Question

The correct formula of critical velocity ${{v}_{c}}$ is
A. ${{v}_{c}}=\dfrac{k\eta d}{r}$
B. ${{v}_{c}}=\dfrac{k\eta }{dr}$
C. ${{v}_{c}}=\dfrac{dr}{k\eta }$
D. ${{v}_{c}}=\dfrac{r\eta }{dk}$

Answer 1

Hint: Derive the formula of critical velocity using dimensional analysis.
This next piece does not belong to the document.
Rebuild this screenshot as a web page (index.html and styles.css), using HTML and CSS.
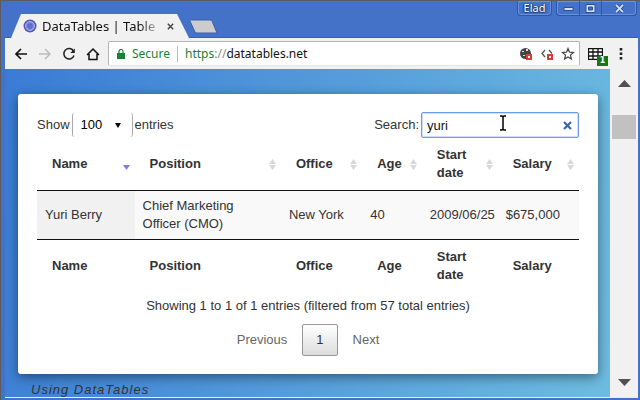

Complete step by step solution:
Critical velocity depends on coefficient of viscosity $\eta$, density of fluid $d$ and radius of tube $r$ . The dimension of each is
     $\begin{align}
  & {{v}_{c}}=L{{T}^{-}}^{1} \\
 & \eta =M{{L}^{-}}^{1}{{T}^{-}}^{1} \\
 & d=M{{L}^{-}}^{3} \\
 & r=L \\
\end{align}$
Using dimensional analysis with $a,b\text{ and }c$ as integers
$\begin{align}
  & {{v}_{c}}=k{{(\eta )}^{a}}{{(d)}^{b}}{{(r)}^{c}} \\
 & L{{T}^{-}}^{1}={{(M{{L}^{-}}^{1}{{T}^{-}}^{1})}^{a}}{{(M{{L}^{-}}^{3})}^{b}}{{(L)}^{c}} \\
\end{align}$
Comparing the coefficients of $M,L\;\text{and }T$ on both sides
     $\begin{align}
  & a+b=0 \\
 & -a-3b+c=1 \\
 & -a=-1 \\
\end{align}$
Solving for $a,b\text{ and }c$
     $\begin{align}
  & a=+1 \\
 & b=-1 \\
 & c=-1 \\
\end{align}$
Therefore
     ${{v}_{c}}=\dfrac{k\eta }{dr}$

The correct answer is option B.

Note: Critical velocity is the velocity at which a liquid transitions from subcritical flow to supercritical flow.